Silicon Valley is where the auto action is, not Detroit, Wolfsburg, or Toyota City. The long-term price of crude will fall to $US25 a barrel. Most forms of shale and deep-water drilling will no longer be viable. Assets will be stranded. Scotland will forfeit any North Sea bonanza. Russia, Saudi Arabia, Nigeria, and Venezuela will be in trouble. The shift, according to Mr Seba, is driven by technology, not climate policies. Market forces are bringing it about with a speed and ferocity that governments could never hope to achieve.

“We are on the cusp of one of the fastest, deepest, most consequential disruptions of transportation in history,”  Seba said.
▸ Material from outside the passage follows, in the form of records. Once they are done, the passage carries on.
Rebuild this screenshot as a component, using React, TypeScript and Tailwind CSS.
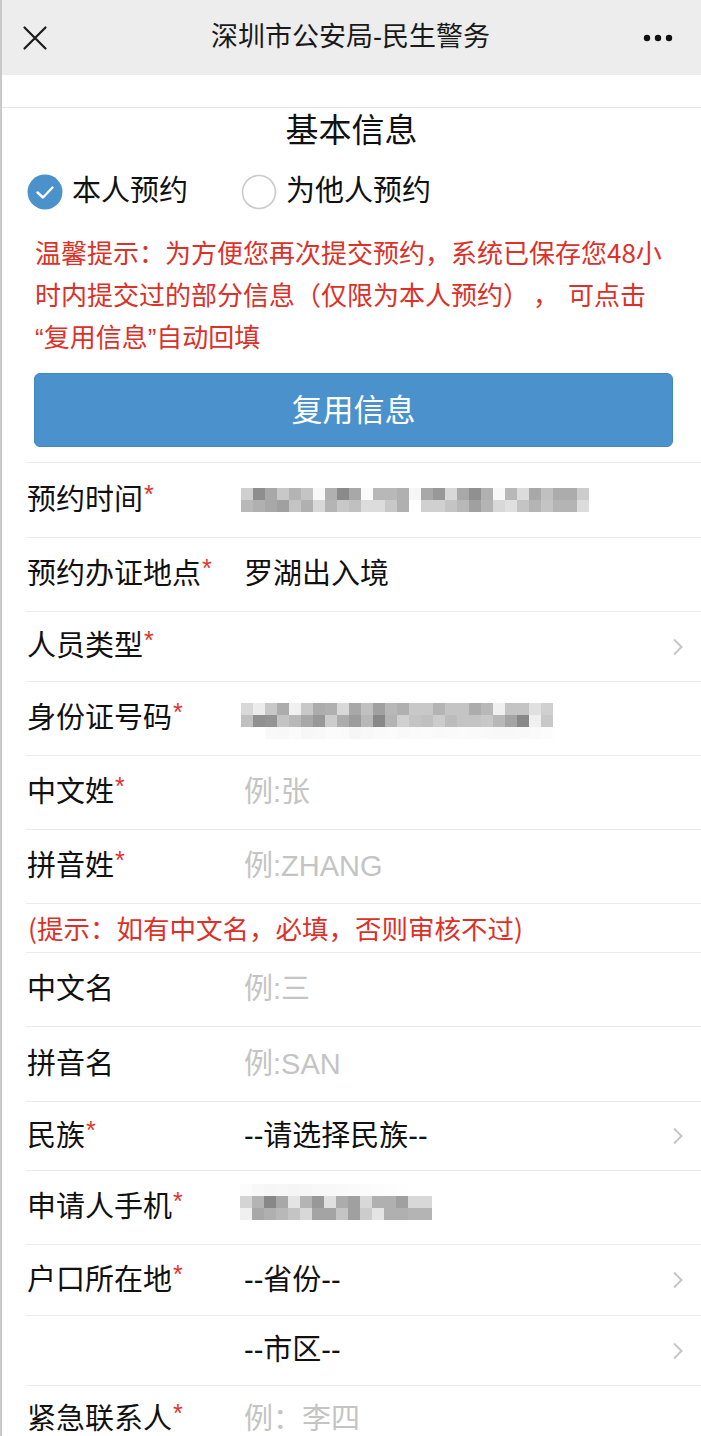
import React from "react";

const FONT = '"Liberation Sans", "Noto Sans CJK SC", sans-serif';
const CJK_FONT = '"Noto Sans CJK SC", "Liberation Sans", sans-serif';

type MosaicProps = { rows: string[][]; cell?: number; className?: string };
function Mosaic({ rows, cell = 12, className }: MosaicProps) {
  const w = Math.max(...rows.map((r) => r.length)) * cell;
  const h = rows.length * cell;
  return (
    <svg width={w} height={h} viewBox={`0 0 ${w} ${h}`} className={className}>
      {rows.map((r, ri) =>
        r.map((c, ci) => (
          <rect key={`${ri}-${ci}`} x={ci * cell} y={ri * cell} width={cell} height={cell} fill={`#${c}${c}${c}`} />
        ))
      )}
    </svg>
  );
}

const g = (s: string) => s.split(" ");

const timeMosaic = [
  g("cf 8e a8 c8 b4 c4 f8 b0 8a a8 fa b8 b8 b0 f6 a8 98 d8 a8 90 b0 f8 b8 dc a8 c0 ac ac cc"),
  g("b8 b0 a8 a0 c4 b0 d8 b4 c8 c0 dc dc c8 b0 ff d0 d0 c4 b8 a0 b4 d8 e0 c4 b4 c4 b4 b4 dc"),
];
const idMosaic = [
  g("d8 ec c8 ac f0 c8 ac b0 d8 a8 c0 a0 b8 b0 c8 c8 b4 c4 c4 ac b8 f0 c4 c4 e0 d0"),
  g("c0 90 94 c4 b8 a8 98 cc ac 9c b8 88 b4 d0 c4 c0 cc bc c4 c4 c8 b8 a4 88 f0 c8"),
  g("ff ff f9 f8 fb f7 f8 fb fa f6 f8 fa fb f9 fa fb f9 fa fb fa f9 f8 f8 f9 fa fc"),
];
const phoneMosaic = [
  g("fc f8 f6 f7 f5 f6 f8 f8 f9 fa fb fc fd fe ff ff"),
  g("d4 b4 88 a8 e4 b4 98 e0 ac a0 d8 b0 b0 a0 d8 d8"),
  g("f0 a8 b0 b8 c4 d8 a4 a4 c4 a0 cc e4 b0 b0 b4 b4"),
];

function Chevron() {
  return (
    <svg width="12" height="18" viewBox="0 0 12 18" className="shrink-0">
      <polyline points="2,1.5 9.5,9 2,16.5" fill="none" stroke="#c6c6c6" strokeWidth="2" />
    </svg>
  );
}

function Star() {
  return <span className="text-[#e0342c] text-[25px] leading-none relative -top-[4px] ml-[1px]">*</span>;
}

type RowProps = {
  label?: string;
  required?: boolean;
  h: string;
  chevron?: boolean;
  extra?: string;
  children?: React.ReactNode;
};
function Row({ label, required, h, chevron, extra = "", children }: RowProps) {
  return (
    <div className={`flex items-center border-t border-[#ebebeb] ${h} pr-[17px] ${extra}`}>
      <div className="w-[216px] shrink-0 pl-[1px] text-[29px] leading-none text-[#111] flex items-start whitespace-nowrap">
        {label}
        {label && required ? <Star /> : null}
      </div>
      <div className="flex-1 flex items-center text-[29px] leading-none whitespace-nowrap">{children}</div>
      {chevron ? <Chevron /> : null}
    </div>
  );
}

function Placeholder({ children }: { children: React.ReactNode }) {
  return <span className="text-[#c4c4c4] pl-[2px]">{children}</span>;
}

function Value({ children }: { children: React.ReactNode }) {
  return <span className="text-[#111] pl-[2px]">{children}</span>;
}

export default function App() {
  return (
    <div className="w-[701px] h-[1436px] overflow-hidden bg-white border-l-2 border-[#c9c9c9]" style={{ fontFamily: FONT }}>
      {/* Header */}
      <div className="h-[75px] bg-[#ededed] flex items-center justify-between px-[20px]">
        <svg width="26" height="26" viewBox="0 0 26 26">
          <path d="M2.5 2.5 L23.5 23.5 M23.5 2.5 L2.5 23.5" stroke="#1a1a1a" strokeWidth="2.2" strokeLinecap="round" />
        </svg>
        <div className="text-[27px] text-[#1a1a1a] leading-none pl-[10px]">深圳市公安局-民生警务</div>
        <svg width="32" height="8" viewBox="0 0 32 8" className="mr-[6px]">
          <circle cx="4" cy="4" r="3.2" fill="#111" />
          <circle cx="15" cy="4" r="3.2" fill="#111" />
          <circle cx="26" cy="4" r="3.2" fill="#111" />
        </svg>
      </div>
      <div className="h-[33px] border-b border-[#e6e6e6]" />

      {/* Title */}
      <div className="h-[44px] flex items-center justify-center text-[33px] leading-none text-[#111]">基本信息</div>

      {/* Radio */}
      <div className="h-[79px] flex items-center pl-[25px]">
        <div className="flex items-center">
          <svg width="36" height="36" viewBox="0 0 36 36">
            <circle cx="18" cy="18" r="17.5" fill="#4b91cb" />
            <polyline points="10.5,18.5 16,23.5 25.5,13.5" fill="none" stroke="#fff" strokeWidth="2.4" strokeLinecap="round" strokeLinejoin="round" />
          </svg>
          <span className="ml-[9px] text-[29px] leading-none text-[#111]">本人预约</span>
        </div>
        <div className="flex items-center ml-[53px]">
          <svg width="36" height="36" viewBox="0 0 36 36">
            <circle cx="18" cy="18" r="16.5" fill="#fff" stroke="#cacaca" strokeWidth="1.6" />
          </svg>
          <span className="ml-[9px] text-[29px] leading-none text-[#111]">为他人预约</span>
        </div>
      </div>

      {/* Red hint */}
      <div className="pl-[33px] text-[26px] leading-[42px] text-[#dc3129] whitespace-nowrap" style={{ fontFamily: CJK_FONT }}>
        <div className="h-[42px]">温馨提示：为方便您再次提交预约，系统已保存您48小</div>
        <div className="h-[42px]">
          时内提交过的部分信息（仅限为本人预约）<span className="inline-block w-[4px] leading-none" />，<span className="inline-block w-[9px] leading-none" />可点击
        </div>
        <div className="h-[42px]">
          <span className="leading-none" style={{ fontFamily: FONT }}>“</span>复用信息<span className="leading-none" style={{ fontFamily: FONT }}>”</span>自动回填
        </div>
      </div>

      {/* Button */}
      <div className="pl-[32px] pr-[28px] mt-[16px]">
        <div className="h-[74px] rounded-[6px] bg-[#4b92cc] border border-[#4286bf] flex items-center justify-center text-white text-[31px] leading-none">
          复用信息
        </div>
      </div>

      {/* Form */}
      <div className="ml-[24px] mt-[15px]">
        <Row label="预约时间" required h="h-[75px]">
          <Mosaic rows={timeMosaic} className="ml-[-1px]" />
        </Row>
        <Row label="预约办证地点" required h="h-[74px]">
          <Value>罗湖出入境</Value>
        </Row>
        <Row label="人员类型" required h="h-[70px]" chevron />
        <Row label="身份证号码" required h="h-[74px]">
          <Mosaic rows={idMosaic} className="ml-[-1px] mt-[4px]" />
        </Row>
        <Row label="中文姓" required h="h-[74px]">
          <Placeholder>例:张</Placeholder>
        </Row>
        <Row label="拼音姓" required h="h-[74px]">
          <Placeholder>例:ZHANG</Placeholder>
        </Row>
        <div
          className="h-[49px] border-t border-[#ebebeb] flex items-center pl-[2px] text-[26.5px] leading-none text-[#dc3129] whitespace-nowrap"
          style={{ fontFamily: CJK_FONT }}
        >
          (提示：如有中文名，必填，否则审核不过)
        </div>
        <Row h="h-[74px]" label="中文名">
          <Placeholder>例:三</Placeholder>
        </Row>
        <Row h="h-[75px]" label="拼音名">
          <Placeholder>例:SAN</Placeholder>
        </Row>
        <Row label="民族" required h="h-[69px]" chevron>
          <Value>--请选择民族--</Value>
        </Row>
        <Row label="申请人手机" required h="h-[74px]">
          <Mosaic rows={phoneMosaic} className="ml-[-2px] mt-[-12px]" />
        </Row>
        <Row label="户口所在地" required h="h-[71px]" chevron>
          <Value>--省份--</Value>
        </Row>
        <Row h="h-[70px]" chevron>
          <Value>--市区--</Value>
        </Row>
        <Row label="紧急联系人" required h="h-[51px]" extra="pt-[17px]">
          <Placeholder>例：李四</Placeholder>
        </Row>
      </div>
    </div>
  );
}
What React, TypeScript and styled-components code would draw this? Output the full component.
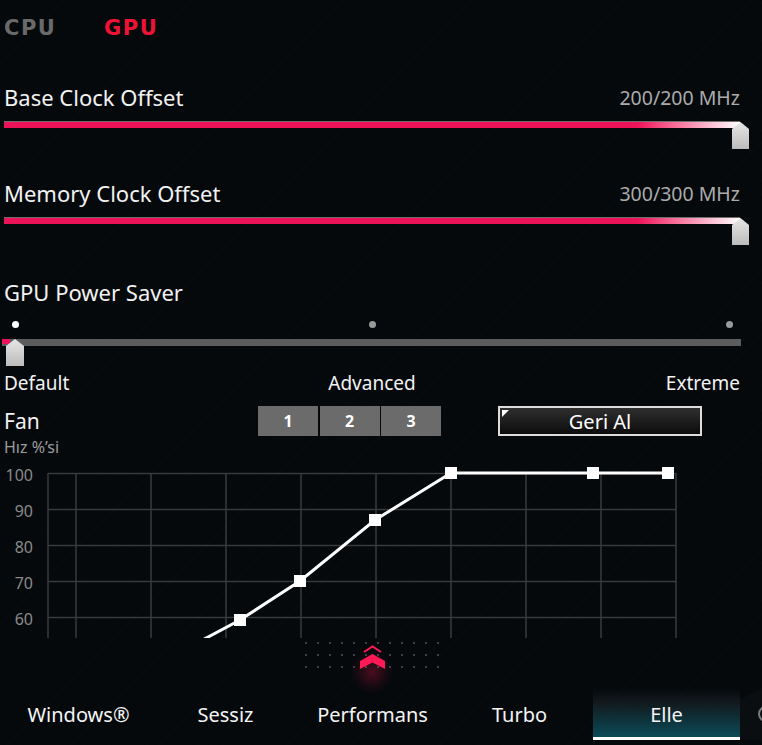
import * as React from 'react'
import styled, { createGlobalStyle } from 'styled-components'

const GlobalStyle = createGlobalStyle`
  html, body {
    margin: 0;
    padding: 0;
    background: #05090c;
  }
  * {
    box-sizing: border-box;
  }
`

const Screen = styled.div`
  width: 762px;
  height: 745px;
  overflow: hidden;
  display: flex;
  flex-direction: column;
  font-family: 'Noto Sans', 'Open Sans', sans-serif;
  color: #f2f2f2;
  background-color: #05090c;
  background-image: repeating-linear-gradient(
    135deg,
    rgba(255, 255, 255, 0.008) 0 1px,
    transparent 1px 9px
  );
`

const Content = styled.div`
  padding: 0 22px 0 4px;
  display: flex;
  flex-direction: column;
`

// Top CPU / GPU switch
const Header = styled.div`
  height: 56px;
  padding-top: 18px;
  display: flex;
`

const HeaderTab = styled.div<{ active?: boolean }>`
  width: 100px;
  font-family: 'DejaVu Sans', 'Liberation Sans', sans-serif;
  font-weight: bold;
  font-size: 21px;
  line-height: 20px;
  letter-spacing: 1.5px;
  color: ${(p) => (p.active ? '#ee1236' : '#6a6a6a')};
`

const LabelRow = styled.div<{ gap?: number }>`
  margin-top: ${(p) => p.gap ?? 0}px;
  height: 30px;
  display: flex;
  align-items: center;
  justify-content: space-between;
`

const Label = styled.span`
  font-size: 22px;
  line-height: 30px;
`

const Value = styled.span`
  font-size: 19.5px;
  color: #ababab;
`

// Clock offset slider
const SliderBox = styled.div`
  position: relative;
  height: 66px;
`

const Track = styled.div`
  margin-top: 10px;
  height: 6px;
  box-shadow: 0 -1px 0 #6e6e6e;
  background: linear-gradient(90deg, #ec135a 0%, #ec135a 86%, #f86a98 91%, #ffffff 100%);
`

const Thumb = styled.div`
  position: absolute;
  width: 17px;
  height: 27px;
  clip-path: polygon(50% 0, 100% 26%, 100% 100%, 0 100%, 0 26%);
  background: linear-gradient(180deg, #e6e6e6, #bcbcbc);
`

const EndThumb = styled(Thumb)`
  top: 10px;
  right: -9px;
`

// Power saver stepped slider
const DotRow = styled.div`
  height: 32px;
  padding: 14px 7.5px 0;
  display: flex;
  justify-content: space-between;
`

const StepDot = styled.div<{ on?: boolean }>`
  width: 7px;
  height: 7px;
  border-radius: 50%;
  background: ${(p) => (p.on ? '#ffffff' : '#9a9a9a')};
`

const StepSlider = styled.div`
  position: relative;
  height: 27px;
  margin: 0 -1px 0 -2px;
`

const StepTrack = styled.div`
  height: 7px;
  background: #5c5c5c;
`

const StepFill = styled.div`
  width: 8px;
  height: 5px;
  background: #ec135a;
`

const StartThumb = styled(Thumb)`
  top: 0;
  left: 4px;
  width: 18px;
`

const TickLabels = styled.div`
  margin-top: 4px;
  height: 26px;
  display: grid;
  grid-template-columns: 1fr auto 1fr;
  align-items: center;
  font-size: 19px;
`

const Tick = styled.span<{ align: 'start' | 'end' }>`
  justify-self: ${(p) => p.align};
`

// Fan controls
const FanRow = styled.div`
  margin-top: 10px;
  height: 30px;
  display: flex;
  align-items: flex-start;
`

const FanTitle = styled.div`
  width: 254px;
  margin-top: 2px;
  font-size: 21px;
  line-height: 26px;
`

const ModeGroup = styled.div`
  display: flex;
  gap: 1.5px;
`

const ModeButton = styled.div`
  width: 60px;
  height: 30px;
  display: flex;
  align-items: center;
  justify-content: center;
  background: #6b6b6b;
  font-weight: bold;
  font-size: 16px;
  color: #ffffff;
`

const ResetButton = styled.div`
  position: relative;
  margin-left: 57px;
  width: 204px;
  height: 30px;
  display: flex;
  align-items: center;
  justify-content: center;
  border: 2px solid #dcdcdc;
  background: linear-gradient(180deg, #2f2f2f 0%, #0c0c0c 100%);
  font-size: 20px;
  color: #ffffff;
  &::before {
    content: '';
    position: absolute;
    top: 2px;
    left: 2px;
    border-top: 7px solid #ffffff;
    border-right: 7px solid transparent;
  }
`

const SubTitle = styled.div`
  height: 21px;
  padding-top: 1px;
  font-size: 16px;
  line-height: 20px;
  color: #9c9c9c;
`

// Fan curve chart
const ChartRow = styled.div`
  height: 181px;
  display: flex;
`

const YAxis = styled.div`
  width: 33px;
  display: flex;
  flex-direction: column;
  align-items: flex-end;
`

const YLabel = styled.span`
  height: 36px;
  line-height: 36px;
  font-size: 16px;
  color: #8a8a8a;
`

const ChartSvg = styled.svg`
  display: block;
  overflow: hidden;
`

// Drawer handle
const Handle = styled.div`
  position: relative;
  width: 744px;
  height: 50px;
  display: flex;
  justify-content: center;
`

const DotGrid = styled.div`
  margin-top: 4px;
  display: grid;
  grid-template-columns: repeat(12, 2px);
  grid-auto-rows: 2px;
  gap: 10px;
`

const GridDot = styled.span`
  width: 2px;
  height: 2px;
  background: #3c4247;
`

const ChevronGlow = styled.div`
  position: absolute;
  left: 350px;
  top: 12px;
  width: 44px;
  height: 44px;
  border-radius: 50%;
  background: radial-gradient(circle, rgba(255, 20, 80, 0.28) 0%, rgba(255, 20, 80, 0.08) 45%, rgba(255, 20, 80, 0) 70%);
`

const ChevronIcon = styled.svg`
  position: absolute;
  left: 358px;
  top: 6px;
`

// Bottom mode tabs
const TabBar = styled.div`
  height: 52px;
  padding-left: 5px;
  display: flex;
`

const ModeTab = styled.div<{ active?: boolean }>`
  width: 147px;
  height: 52px;
  padding-top: 4px;
  display: flex;
  align-items: center;
  justify-content: center;
  font-size: 20px;
  color: #f4f4f4;
  border-bottom: 3px solid ${(p) => (p.active ? '#ffffff' : 'transparent')};
  background: ${(p) =>
    p.active
      ? 'linear-gradient(180deg, rgba(20,30,34,0) 0%, rgba(26,34,38,0.6) 28%, #0b4b58 100%)'
      : 'transparent'};
`

const EdgeCap = styled.div`
  position: relative;
  flex: 1;
  background: #0a0e11;
  clip-path: polygon(0 22%, 100% 0, 100% 100%, 0 100%);
  &::after {
    content: '';
    position: absolute;
    left: 18px;
    top: 18px;
    width: 12px;
    height: 12px;
    border-radius: 50%;
    border: 2px solid #7a7a7a;
  }
`

const yTicks = [100, 90, 80, 70, 60]
const gridRows = [16.5, 52.5, 88.5, 124.5, 160.5]
const gridCols = [15, 43, 118, 193, 268, 343, 418, 493, 568, 643]
const curve: [number, number][] = [
  [132, 203],
  [207, 163],
  [267, 124],
  [342, 63],
  [418, 16],
  [560, 16],
  [635, 16],
]
const modes = ['Windows®', 'Sessiz', 'Performans', 'Turbo', 'Elle']

const FanChart: React.FunctionComponent = () => (
  <ChartRow>
    <YAxis>
      {yTicks.map((t) => (
        <YLabel key={t}>{t}</YLabel>
      ))}
    </YAxis>
    <ChartSvg width={729} height={181} viewBox='0 0 729 181'>
      {gridRows.map((y) => (
        <line key={`r${y}`} x1={15} x2={643} y1={y} y2={y} stroke='#3a3a3a' strokeWidth={1.5} />
      ))}
      {gridCols.map((x) => (
        <line key={`c${x}`} x1={x} x2={x} y1={16} y2={181} stroke='#3a3a3a' strokeWidth={1.5} />
      ))}
      <polyline
        points={curve.map((p) => p.join(',')).join(' ')}
        fill='none'
        stroke='#ffffff'
        strokeWidth={3}
      />
      {curve.slice(1).map(([x, y]) => (
        <rect key={`p${x}`} x={x - 6} y={y - 6} width={12} height={12} fill='#ffffff' />
      ))}
    </ChartSvg>
  </ChartRow>
)

const App: React.FunctionComponent = () => {
  const dots = React.useMemo(() => Array.from({ length: 36 }, (_, i) => i), [])

  return (
    <Screen>
      <GlobalStyle />
      <Content>
        <Header>
          <HeaderTab>CPU</HeaderTab>
          <HeaderTab active>GPU</HeaderTab>
        </Header>

        <LabelRow gap={26}>
          <Label>Base Clock Offset</Label>
          <Value>200/200 MHz</Value>
        </LabelRow>
        <SliderBox>
          <Track />
          <EndThumb />
        </SliderBox>

        <LabelRow>
          <Label>Memory Clock Offset</Label>
          <Value>300/300 MHz</Value>
        </LabelRow>
        <SliderBox>
          <Track />
          <EndThumb />
        </SliderBox>

        <LabelRow gap={3}>
          <Label>GPU Power Saver</Label>
        </LabelRow>
        <DotRow>
          <StepDot on />
          <StepDot />
          <StepDot />
        </DotRow>
        <StepSlider>
          <StepTrack>
            <StepFill />
          </StepTrack>
          <StartThumb />
        </StepSlider>
        <TickLabels>
          <Tick align='start'>Default</Tick>
          <span>Advanced</span>
          <Tick align='end'>Extreme</Tick>
        </TickLabels>

        <FanRow>
          <FanTitle>Fan</FanTitle>
          <ModeGroup>
            <ModeButton>1</ModeButton>
            <ModeButton>2</ModeButton>
            <ModeButton>3</ModeButton>
          </ModeGroup>
          <ResetButton>Geri Al</ResetButton>
        </FanRow>
        <SubTitle>Hız %’si</SubTitle>
      </Content>

      <FanChart />

      <Handle>
        <DotGrid>
          {dots.map((d) => (
            <GridDot key={d} />
          ))}
        </DotGrid>
        <ChevronGlow />
        <ChevronIcon width={29} height={28} viewBox='0 0 29 28'>
          <polyline points='6,8 14.5,2.5 23,8' fill='none' stroke='#ff1a55' strokeWidth={2} />
          <polygon points='2,17 14.5,10 27,17 27,25 14.5,18.5 2,25' fill='#ff1a55' />
        </ChevronIcon>
      </Handle>

      <TabBar>
        {modes.map((m) => (
          <ModeTab key={m} active={m === 'Elle'}>
            {m}
          </ModeTab>
        ))}
        <EdgeCap />
      </TabBar>
    </Screen>
  )
}

export default App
 “Internal combustion engine vehicles will enter a vicious cycle of increasing costs.” The “tipping point” will arrive over the next two to three years as EV battery ranges surpass 200 miles and electric car prices in the US drop to $US30,000 ($40,600). By 2022, the low-end models will be down to $US20,000. After that, the avalanche will sweep all before it.

“What the cost curve says is that by 2025 all new vehicles will be electric, all new buses, all new cars, all new tractors, all new vans, anything that moves on wheels will be electric, globally,”  Seba said.